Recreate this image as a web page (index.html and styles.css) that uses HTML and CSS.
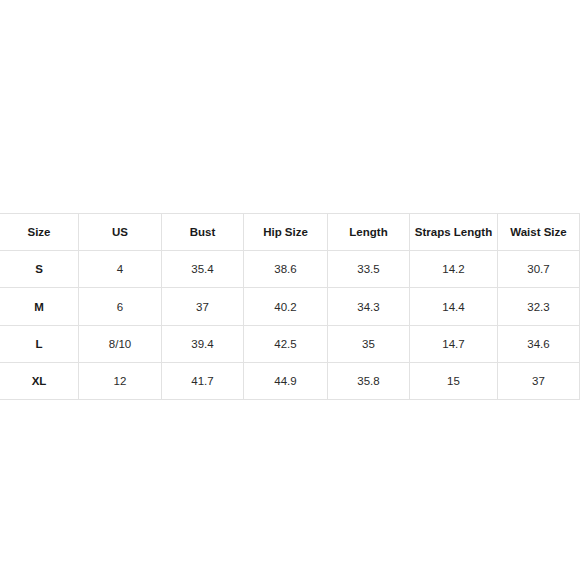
FILE: index.html
```html
<!DOCTYPE html>
<html>
<head>
<meta charset="utf-8">
<link rel="stylesheet" href="styles.css">
</head>
<body>
<div class="chart">
  <div class="cell head">Size</div>
  <div class="cell head">US</div>
  <div class="cell head">Bust</div>
  <div class="cell head">Hip Size</div>
  <div class="cell head">Length</div>
  <div class="cell head">Straps Length</div>
  <div class="cell head">Waist Size</div>

  <div class="cell head">S</div>
  <div class="cell">4</div>
  <div class="cell">35.4</div>
  <div class="cell">38.6</div>
  <div class="cell">33.5</div>
  <div class="cell">14.2</div>
  <div class="cell">30.7</div>

  <div class="cell head">M</div>
  <div class="cell">6</div>
  <div class="cell">37</div>
  <div class="cell">40.2</div>
  <div class="cell">34.3</div>
  <div class="cell">14.4</div>
  <div class="cell">32.3</div>

  <div class="cell head">L</div>
  <div class="cell">8/10</div>
  <div class="cell">39.4</div>
  <div class="cell">42.5</div>
  <div class="cell">35</div>
  <div class="cell">14.7</div>
  <div class="cell">34.6</div>

  <div class="cell head">XL</div>
  <div class="cell">12</div>
  <div class="cell">41.7</div>
  <div class="cell">44.9</div>
  <div class="cell">35.8</div>
  <div class="cell">15</div>
  <div class="cell">37</div>
</div>
</body>
</html>
```
FILE: styles.css
```css
html, body {
  margin: 0;
  padding: 0;
  background: #ffffff;
}
body {
  width: 580px;
  height: 580px;
  overflow: hidden;
  font-family: "Liberation Sans", Arial, sans-serif;
}
.chart {
  display: grid;
  grid-template-columns: 78px 82px 81px 83px 81px 87px 81px;
  grid-template-rows: 36px 36px 37px 36px 36px;
  gap: 1px;
  padding: 1px;
  background: #e2e2e2;
  width: max-content;
  margin: 213px 0 0 -1px;
}
.cell {
  background: #ffffff;
  display: flex;
  align-items: center;
  justify-content: center;
  font-size: 11.5px;
  color: #2a2a2a;
  white-space: nowrap;
}
.head {
  font-weight: bold;
  color: #1a1a1a;
}
```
========================
◆ TASK INSTRUCTIONS ◆
Leave the pictures out and copy the rest of the data exactly.

◆ TASK RESULT ◆
Recreate this image as a web page (index.html and styles.css) that uses HTML and CSS.
FILE: index.html
```html
<!DOCTYPE html>
<html>
<head>
<meta charset="utf-8">
<link rel="stylesheet" href="styles.css">
</head>
<body>
<div class="chart">
  <div class="cell head">Size</div>
  <div class="cell head">US</div>
  <div class="cell head">Bust</div>
  <div class="cell head">Hip Size</div>
  <div class="cell head">Length</div>
  <div class="cell head">Straps Length</div>
  <div class="cell head">Waist Size</div>

  <div class="cell head">S</div>
  <div class="cell">4</div>
  <div class="cell">35.4</div>
  <div class="cell">38.6</div>
  <div class="cell">33.5</div>
  <div class="cell">14.2</div>
  <div class="cell">30.7</div>

  <div class="cell head">M</div>
  <div class="cell">6</div>
  <div class="cell">37</div>
  <div class="cell">40.2</div>
  <div class="cell">34.3</div>
  <div class="cell">14.4</div>
  <div class="cell">32.3</div>

  <div class="cell head">L</div>
  <div class="cell">8/10</div>
  <div class="cell">39.4</div>
  <div class="cell">42.5</div>
  <div class="cell">35</div>
  <div class="cell">14.7</div>
  <div class="cell">34.6</div>

  <div class="cell head">XL</div>
  <div class="cell">12</div>
  <div class="cell">41.7</div>
  <div class="cell">44.9</div>
  <div class="cell">35.8</div>
  <div class="cell">15</div>
  <div class="cell">37</div>
</div>
</body>
</html>
```
FILE: styles.css
```css
html, body {
  margin: 0;
  padding: 0;
  background: #ffffff;
}
body {
  width: 580px;
  height: 580px;
  overflow: hidden;
  font-family: "Liberation Sans", Arial, sans-serif;
}
.chart {
  display: grid;
  grid-template-columns: 78px 82px 81px 83px 81px 87px 81px;
  grid-template-rows: 36px 36px 37px 36px 36px;
  gap: 1px;
  padding: 1px;
  background: #e2e2e2;
  width: max-content;
  margin: 213px 0 0 -1px;
}
.cell {
  background: #ffffff;
  display: flex;
  align-items: center;
  justify-content: center;
  font-size: 11.5px;
  color: #2a2a2a;
  white-space: nowrap;
}
.head {
  font-weight: bold;
  color: #1a1a1a;
}
```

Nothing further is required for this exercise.